In 1922 werd de bouw aanbesteed van een nieuw bedrijfsgebouw voor de verwerking van vodden en lompen voor de naamloze maatschappij 'Les Déchets s.a.', naar plannen van architect Valère Duyvewaardt (Roeselare). Het bedrijf werd gevestigd langsheen de spoorlijn Kortrijk - Brugge, en had een eigen aftakkingslijn die tot in de fabriek liep.
De verwerking van lompen viel aan het einde van of even na de tweede wereldoorlog stil, en het gebouw werd gedurende enige tijd als feestzaal gebruikt - o.m. voor bevrijdingsfeesten.
In 1956 werd het een noodkerk, op het ogenblik dat de stationswijk van het centrum van Ingelmunster afgesloten werd door werken aan de brug over het kanaal - en de parochiekerk daardoor niet meer bereikbaar was.
In 1957 werd het pand door het bisdom aangekocht en in 1958-1959 definitief als kerk herbestemd, naar plannen van architect C. Vastesager (Assebroek) en interieurarchitect W. Vandenbogaerde. Boven op de nieuwe kerk werd een parochiefeestzaak geïnstalleerd onder gelamineerde spanten van de befaamde Kortrijkse firma De Coene - de spanten waarmee deze furore maakte bij de bouw van de paviljoens van Wereldtentoonstelling Expo'58. In het koor bevindt zich een glasraam van de beroemde Brugse glazenier Michiel Martens (1959). De woning van de directeur werd tot pastorij omgevormd.

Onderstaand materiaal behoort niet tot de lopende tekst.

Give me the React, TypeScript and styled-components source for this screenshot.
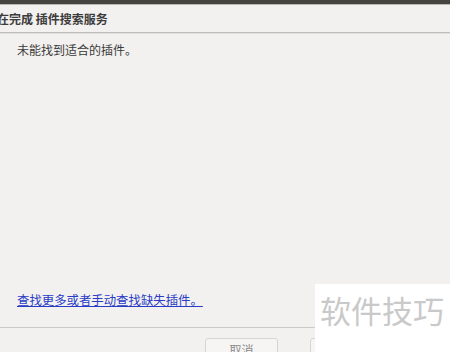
import styled, { createGlobalStyle } from 'styled-components';

const GlobalStyle = createGlobalStyle`
  html, body {
    margin: 0;
    padding: 0;
    background: #f2f1ef;
  }
  * {
    box-sizing: border-box;
  }
`;

export default function App() {
  return (
    <>
      <GlobalStyle />
      <Window>
        <TopEdge />
        <TitleBar>
          <Title>正在完成 插件搜索服务</Title>
        </TitleBar>
        <Body>
          <Message>未能找到适合的插件。</Message>
          <MoreLink href="#">查找更多或者手动查找缺失插件。</MoreLink>
        </Body>
        <Footer>
          <Button>取消</Button>
          <Button>关闭</Button>
        </Footer>
        <Watermark>软件技巧</Watermark>
      </Window>
    </>
  );
}

const Window = styled.div`
  position: relative;
  display: flex;
  flex-direction: column;
  width: 450px;
  height: 352px;
  overflow: hidden;
  background: #f2f1ef;
  font-family: 'Noto Sans CJK SC', 'DejaVu Sans', sans-serif;
`;

const TopEdge = styled.div`
  height: 5px;
  background: #46443f;
  border-bottom: 1px solid #b9b7b2;
`;

const TitleBar = styled.div`
  display: flex;
  align-items: center;
  height: 28px;
  border-bottom: 1px solid #bebdb9;
  box-shadow: 0 1px 0 #e0dfdc;
`;

const Title = styled.div`
  margin-left: -15px;
  font-size: 12px;
  font-weight: 700;
  color: #3c3c3c;
  white-space: nowrap;
`;

const Body = styled.div`
  display: flex;
  flex-direction: column;
  justify-content: space-between;
  flex: 1;
  padding: 8px 17px 18px;
  border-bottom: 1px solid #cbcac6;
`;

const Message = styled.div`
  font-size: 12px;
  color: #3a3a3a;
`;

const MoreLink = styled.a`
  font-size: 12.4px;
  color: #2a3cc6;
  text-decoration: underline;
`;

const Footer = styled.div`
  display: flex;
  gap: 32px;
  height: 24px;
  padding: 10px 0 0 205px;
`;

const Button = styled.div`
  width: 73px;
  height: 30px;
  padding-top: 2px;
  text-align: center;
  font-size: 12px;
  color: #8a8a8a;
  background: #f6f5f3;
  border: 1px solid #d6d5d1;
  border-radius: 3px;
`;

const Watermark = styled.div`
  position: absolute;
  left: 315px;
  top: 284px;
  width: 135px;
  height: 68px;
  padding: 6px 0 0 5px;
  background: #ffffff;
  font-size: 31px;
  line-height: 40px;
  color: #c9c9c9;
  white-space: nowrap;
`;
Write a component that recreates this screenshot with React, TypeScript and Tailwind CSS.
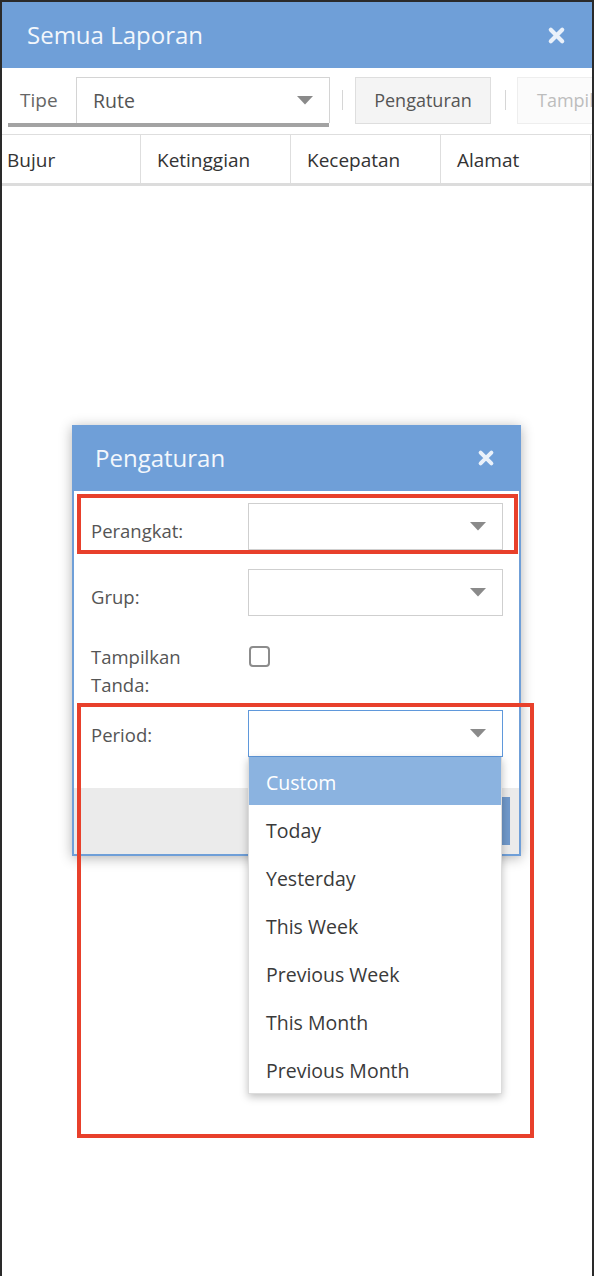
import React from 'react';

const font = { fontFamily: '"Open Sans", "Noto Sans", sans-serif' };

const CloseIcon = ({ size = 19 }: { size?: number }) => (
    <svg width={size} height={size} viewBox="0 0 20 20">
        <path d="M4 4 L16 16 M16 4 L4 16" stroke="currentColor" strokeWidth="4.4" strokeLinecap="round" />
    </svg>
);

const Caret = () => (
    <svg width="16" height="9" viewBox="0 0 16 9">
        <path d="M0 0 H16 L8 8.5 Z" fill="#8a8a8a" />
    </svg>
);

const SelectBox = ({ focused = false }: { focused?: boolean }) => (
    <div
        className={`w-[255px] h-[47px] shrink-0 flex items-center justify-end pr-[16px] bg-white border ${
            focused ? 'border-[#5f98db]' : 'border-[#cfcfcf]'
        }`}
    >
        <Caret />
    </div>
);

const periods = ['Custom', 'Today', 'Yesterday', 'This Week', 'Previous Week', 'This Month', 'Previous Month'];

export default function App() {
    return (
        <div className="w-[594px] h-[1276px] bg-[#2a2a2a] pt-[2px] px-[2px]" style={font}>
            <div className="relative h-full bg-white flex flex-col overflow-hidden">
                {/* Header */}
                <div className="h-[66px] shrink-0 bg-[#6f9fd8] flex items-center justify-between pl-[25px] pr-[26px]">
                    <span className="text-[24px] text-[#f3f7fc]">Semua Laporan</span>
                    <span className="text-[#eaf1fa]">
                        <CloseIcon />
                    </span>
                </div>

                {/* Toolbar */}
                <div className="h-[66px] shrink-0 flex items-start pt-[9px] pl-[6px] whitespace-nowrap">
                    <div className="flex items-stretch shrink-0 border-b-[4px] border-[#a3a3a3] w-[321px]">
                        <span className="w-[68px] shrink-0 pl-[12px] flex items-center text-[19px] text-[#666]">Tipe</span>
                        <div className="w-[254px] shrink-0 h-[46px] flex items-center justify-between pl-[16px] pr-[16px] border border-b-0 border-[#d4d4d4] text-[19.5px] text-[#555]">
                            Rute
                            <Caret />
                        </div>
                    </div>
                    <div className="w-px shrink-0 h-[20px] bg-[#d6d6d6] mt-[13px] ml-[13px]" />
                    <div className="ml-[12px] shrink-0 w-[136px] h-[47px] flex items-center justify-center bg-[#f4f4f4] border border-[#dedede] text-[18px] text-[#555]">
                        Pengaturan
                    </div>
                    <div className="w-px shrink-0 h-[20px] bg-[#d6d6d6] mt-[13px] ml-[14px]" />
                    <div className="ml-[11px] shrink-0 w-[110px] h-[47px] flex items-center pl-[19px] bg-[#fbfbfb] border border-[#eeeeee] text-[18px] text-[#bdbdbd]">
                        Tampilkan
                    </div>
                </div>

                {/* Table header */}
                <div className="shrink-0 flex border-t border-[#dedede] border-b-[3px] border-b-[#dcdcdc] h-[52px] ml-[-11px] whitespace-nowrap">
                    {['Bujur', 'Ketinggian', 'Kecepatan', 'Alamat'].map((c) => (
                        <div
                            key={c}
                            className="w-[150px] shrink-0 pl-[16px] pt-[2px] flex items-center border-r border-[#dedede] text-[19px] text-[#333]"
                        >
                            {c}
                        </div>
                    ))}
                </div>

                {/* Settings dialog */}
                <div className="absolute left-[70px] top-[423px] w-[449px] h-[431px] border-2 border-[#6f9fd8] bg-white shadow-[0_2px_12px_rgba(0,0,0,0.3)] flex flex-col">
                    <div className="h-[66px] shrink-0 bg-[#6f9fd8] flex items-center justify-between pl-[23px] pr-[26px] mt-[-2px] mx-[-2px]">
                        <span className="text-[24px] text-[#f3f7fc]">Pengaturan</span>
                        <span className="text-[#eaf1fa]">
                            <CloseIcon size={18} />
                        </span>
                    </div>

                    <div className="flex-1 flex flex-col pt-[12px] pl-[17px] text-[18.5px] text-[#555]">
                        <div className="flex items-center">
                            <span className="w-[157px] pt-[8px]">Perangkat:</span>
                            <SelectBox />
                        </div>
                        <div className="flex items-center mt-[19px]">
                            <span className="w-[157px] pt-[8px]">Grup:</span>
                            <SelectBox />
                        </div>
                        <div className="flex items-start mt-[27px]">
                            <span className="w-[157px] leading-[28px]">
                                Tampilkan
                                <br />
                                Tanda:
                            </span>
                            <div className="mt-[3px] ml-[1px] w-[21px] h-[21px] border-2 border-[#8c8c8c] rounded-[4px]" />
                        </div>
                        <div className="flex items-center mt-[11px] relative">
                            <span className="w-[157px] pt-[3px]">Period:</span>
                            <div className="relative">
                                <SelectBox focused />
                                {/* Open dropdown */}
                                <div className="absolute left-0 top-[47px] w-[254px] bg-white border border-[#dcdcdc] border-t-0 shadow-[0_3px_8px_rgba(0,0,0,0.25)] z-20">
                                    {periods.map((p, i) => (
                                        <div
                                            key={p}
                                            className={`h-[48px] flex items-center pl-[17px] pt-[3px] text-[19.5px] ${
                                                i === 0 ? 'bg-[#8bb3e0] text-white' : 'text-[#3a3a3a]'
                                            }`}
                                        >
                                            {p}
                                        </div>
                                    ))}
                                </div>
                            </div>
                        </div>
                    </div>

                    <div className="h-[66px] shrink-0 bg-[#ebebeb] flex justify-end items-start pt-[9px] pr-[9px]">
                        <div className="w-[90px] h-[48px] bg-[#7099cb]" />
                    </div>
                </div>

                {/* Annotation boxes */}
                <div className="absolute left-[75px] top-[492px] w-[441px] h-[60px] border-[4px] border-[#e8402b] z-30" />
                <div className="absolute left-[75px] top-[701px] w-[457px] h-[435px] border-[4px] border-[#e8402b] z-30" />
            </div>
        </div>
    );
}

In 1999 werd de muur aan de oostkant aangepast en werd een klokkentoren (archit. G. Debruyne, Brugge) toegevoegd.
De laatste mis werd in de kerk gelezen op 31 mei 2015.
Nadien werd ze gedeconsacreerd. Ze wacht nu op een nieuwe bestemming en zou aangekocht worden door het gemeentebestuur van Ingelmunster.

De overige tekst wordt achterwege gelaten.